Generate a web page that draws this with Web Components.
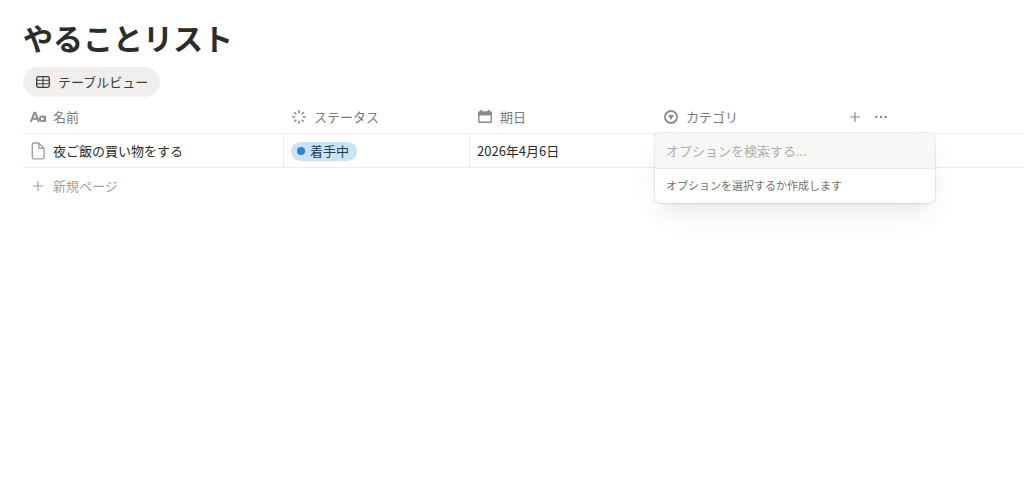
<!DOCTYPE html>
<html lang="ja">
<head>
<meta charset="UTF-8">
<meta name="viewport" content="width=device-width, initial-scale=1">
<title>やることリスト</title>
<style>
    body {
        margin: 0;
        min-height: 100vh;
        background: #fff;
        color: #2c2c2b;
        font-family: "Noto Sans CJK JP", sans-serif;
        font-size: 13px;
        line-height: 20px;
    }
</style>
</head>
<body>
<todo-page>
    <span slot="title">やることリスト</span>
    <view-tab slot="views" icon="table">テーブルビュー</view-tab>
    <todo-table></todo-table>
</todo-page>

<script>
const ICONS = {
    table: `<rect x="1.7" y="2.7" width="12.6" height="10.6" rx="1.8" fill="none" stroke="currentColor" stroke-width="1.3"/>
        <path d="M2 6.2h12M2 9.8h12M8 3v10" fill="none" stroke="currentColor" stroke-width="1.1"/>`,
    title: `<path d="M.9 12.9 4.3 3.7h1L8.7 12.9M2.4 9.8h4.8" fill="none" stroke="currentColor" stroke-width="1.9"/>
        <circle cx="12.3" cy="9.8" r="2.4" fill="none" stroke="currentColor" stroke-width="1.8"/>
        <path d="M15.2 6.6v6.4" stroke="currentColor" stroke-width="1.8"/>`,
    status: `<path d="M8 1.2v3M8 11.8v3M1.2 8h3M11.8 8h3M3.2 3.2l2.1 2.1M10.7 10.7l2.1 2.1M3.2 12.8l2.1-2.1M10.7 5.3l2.1-2.1" stroke="currentColor" stroke-width="1.6"/>`,
    date: `<path fill-rule="evenodd" fill="currentColor" d="M3.4.8h1.9v1.4h5.4V.8h1.9v1.4h.9A1.5 1.5 0 0 1 15 3.7v8.8a1.5 1.5 0 0 1-1.5 1.5h-11A1.5 1.5 0 0 1 1 12.5V3.7a1.5 1.5 0 0 1 1.5-1.5h.9zM2.5 6.6v5.9h11V6.6z"/>`,
    select: `<circle cx="8" cy="8" r="6" fill="none" stroke="currentColor" stroke-width="1.8"/>
        <path d="M5 5.9h6L8 11z" fill="currentColor"/>`,
    plus: `<path d="M8 3v10M3 8h10" stroke="currentColor" stroke-width="1.2"/>`,
    more: `<g fill="currentColor"><circle cx="3.3" cy="8" r="1.2"/><circle cx="8" cy="8" r="1.2"/><circle cx="12.7" cy="8" r="1.2"/></g>`,
    page: `<path d="M4 0h4.8L14.2 5.4v8.8a1.7 1.7 0 0 1-1.7 1.7H4a1.7 1.7 0 0 1-1.7-1.7V1.7A1.7 1.7 0 0 1 4 0zM8.8.2v3.8a1.3 1.3 0 0 0 1.3 1.3h4" fill="none" stroke="currentColor" stroke-width="1.4" stroke-linejoin="round"/>`
};

class UiIcon extends HTMLElement {
    connectedCallback() {
        this.attachShadow({ mode: 'open' });
        this.shadowRoot.innerHTML = `
            <style>
                :host {
                    display: block;
                    flex: none;
                    width: 16px;
                    height: 16px;
                }

                svg {
                    display: block;
                    overflow: visible;
                }
            </style>
            <svg width="16" height="16" viewBox="0 0 16 16" aria-hidden="true">${ICONS[this.getAttribute('name')]}</svg>
        `;
    }
}

class TodoPage extends HTMLElement {
    connectedCallback() {
        this.attachShadow({ mode: 'open' });
        this.shadowRoot.innerHTML = `
            <style>
                :host {
                    display: block;
                    padding: 17px 0 0 23px;
                }

                h1 {
                    margin: 0 0 10px;
                    font-size: 30px;
                    font-weight: 700;
                    line-height: 40px;
                }

                nav {
                    display: flex;
                    margin-bottom: 4px;
                }
            </style>
            <h1><slot name="title"></slot></h1>
            <nav><slot name="views"></slot></nav>
            <slot></slot>
        `;
    }
}

class ViewTab extends HTMLElement {
    connectedCallback() {
        this.attachShadow({ mode: 'open' });
        this.shadowRoot.innerHTML = `
            <style>
                :host {
                    display: block;
                }

                button {
                    display: flex;
                    align-items: center;
                    gap: 7px;
                    height: 30px;
                    padding: 0 12px;
                    border: 0;
                    border-radius: 15px;
                    background: #f0efed;
                    color: #3d3c39;
                    font: inherit;
                    cursor: pointer;
                }
            </style>
            <button type="button"><ui-icon name="${this.getAttribute('icon')}"></ui-icon><slot></slot></button>
        `;
    }
}

class ColumnLabel extends HTMLElement {
    connectedCallback() {
        this.attachShadow({ mode: 'open' });
        this.shadowRoot.innerHTML = `
            <style>
                :host {
                    display: flex;
                    align-items: center;
                    gap: 7px;
                    padding: 0 7px;
                }

                ui-icon {
                    color: #8e8b86;
                }
            </style>
            <ui-icon name="${this.getAttribute('icon')}"></ui-icon><slot></slot>
        `;
    }
}

class StatusTag extends HTMLElement {
    connectedCallback() {
        this.attachShadow({ mode: 'open' });
        this.shadowRoot.innerHTML = `
            <style>
                :host {
                    display: inline-flex;
                    align-items: center;
                    gap: 5px;
                    height: 19px;
                    padding: 0 8px 0 6px;
                    border-radius: 10px;
                    background: #cae3f7;
                    color: #1c3d5c;
                    vertical-align: middle;
                }

                .dot {
                    width: 8px;
                    height: 8px;
                    border-radius: 50%;
                    background: #2783de;
                }
            </style>
            <span class="dot"></span><slot></slot>
        `;
    }
}

class OptionPicker extends HTMLElement {
    connectedCallback() {
        this.attachShadow({ mode: 'open' });
        this.shadowRoot.innerHTML = `
            <style>
                :host {
                    display: block;
                    box-sizing: border-box;
                    width: 280px;
                    overflow: hidden;
                    border-radius: 6px;
                    background: #fff;
                    box-shadow: 0 0 0 1px rgba(42, 28, 0, 0.07), 0 14px 28px -6px rgba(0, 0, 0, 0.1), 0 2px 4px -1px rgba(0, 0, 0, 0.05);
                }

                input {
                    display: block;
                    box-sizing: border-box;
                    width: 100%;
                    height: 36px;
                    padding: 0 11px;
                    border: 0;
                    border-bottom: 1px solid #e9e8e6;
                    outline: 0;
                    background: #f7f7f5;
                    color: #2c2c2b;
                    font: inherit;
                }

                input::placeholder {
                    color: #b0aeaa;
                    opacity: 1;
                }

                p {
                    margin: 0;
                    padding: 6px 11px 8px;
                    color: #73716c;
                    font-size: 11px;
                    line-height: 20px;
                }
            </style>
            <input type="text" placeholder="オプションを検索する..." aria-label="オプションを検索する">
            <p><slot></slot></p>
        `;
    }
}

class TodoTable extends HTMLElement {
    connectedCallback() {
        this.attachShadow({ mode: 'open' });
        this.shadowRoot.innerHTML = `
            <style>
                :host {
                    display: block;
                }

                table {
                    width: 100%;
                    table-layout: fixed;
                    border-collapse: separate;
                    border-spacing: 0;
                }

                .name {
                    width: 261px;
                }

                .property {
                    width: 186px;
                }

                th, td {
                    box-sizing: border-box;
                    height: 34px;
                    padding: 0;
                    border-bottom: 1px solid #ececea;
                    text-align: left;
                    white-space: nowrap;
                }

                th {
                    height: 33px;
                    color: #7d7a75;
                    font-weight: 400;
                }

                td {
                    padding: 0 7px;
                    border-right: 1px solid #ececea;
                }

                td.category, td.rest {
                    border-right: 0;
                }

                td.category {
                    position: relative;
                }

                .page-name {
                    display: flex;
                    align-items: center;
                    gap: 7px;
                }

                .page-name ui-icon {
                    color: #a5a29d;
                }

                .actions {
                    display: flex;
                }

                button {
                    display: flex;
                    align-items: center;
                    justify-content: center;
                    height: 26px;
                    padding: 0;
                    border: 0;
                    background: none;
                    color: #8e8b86;
                    font: inherit;
                    cursor: pointer;
                }

                .actions button {
                    width: 26px;
                }

                .new-page {
                    justify-content: flex-start;
                    gap: 7px;
                    width: 100%;
                    height: 36px;
                    padding: 0 7px;
                    color: #a5a29d;
                }

                option-picker {
                    position: absolute;
                    top: -1px;
                    left: -1px;
                    z-index: 1;
                }
            </style>
            <table>
                <colgroup>
                    <col class="name">
                    <col class="property">
                    <col class="property">
                    <col class="property">
                    <col>
                </colgroup>
                <thead>
                    <tr>
                        <th scope="col"><column-label icon="title">名前</column-label></th>
                        <th scope="col"><column-label icon="status">ステータス</column-label></th>
                        <th scope="col"><column-label icon="date">期日</column-label></th>
                        <th scope="col"><column-label icon="select">カテゴリ</column-label></th>
                        <th>
                            <div class="actions">
                                <button type="button" aria-label="プロパティを追加"><ui-icon name="plus"></ui-icon></button>
                                <button type="button" aria-label="その他"><ui-icon name="more"></ui-icon></button>
                            </div>
                        </th>
                    </tr>
                </thead>
                <tbody>
                    <tr>
                        <td><div class="page-name"><ui-icon name="page"></ui-icon>夜ご飯の買い物をする</div></td>
                        <td><status-tag>着手中</status-tag></td>
                        <td>2026年4月6日</td>
                        <td class="category"><option-picker>オプションを選択するか作成します</option-picker></td>
                        <td class="rest"></td>
                    </tr>
                </tbody>
            </table>
            <button type="button" class="new-page"><ui-icon name="plus"></ui-icon>新規ページ</button>
        `;
    }
}

customElements.define('ui-icon', UiIcon);
customElements.define('column-label', ColumnLabel);
customElements.define('status-tag', StatusTag);
customElements.define('option-picker', OptionPicker);
customElements.define('view-tab', ViewTab);
customElements.define('todo-table', TodoTable);
customElements.define('todo-page', TodoPage);
</script>
</body>
</html>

------------------------------------------------------------------------

• **Your instructions**
Exactly as written, please give again the lines from the beginning of the listing through the line containing "</todo-page>", inclusive, without any pictures.

• **Result of the task**
Generate a web page that draws this with Web Components.
<!DOCTYPE html>
<html lang="ja">
<head>
<meta charset="UTF-8">
<meta name="viewport" content="width=device-width, initial-scale=1">
<title>やることリスト</title>
<style>
    body {
        margin: 0;
        min-height: 100vh;
        background: #fff;
        color: #2c2c2b;
        font-family: "Noto Sans CJK JP", sans-serif;
        font-size: 13px;
        line-height: 20px;
    }
</style>
</head>
<body>
<todo-page>
    <span slot="title">やることリスト</span>
    <view-tab slot="views" icon="table">テーブルビュー</view-tab>
    <todo-table></todo-table>
</todo-page>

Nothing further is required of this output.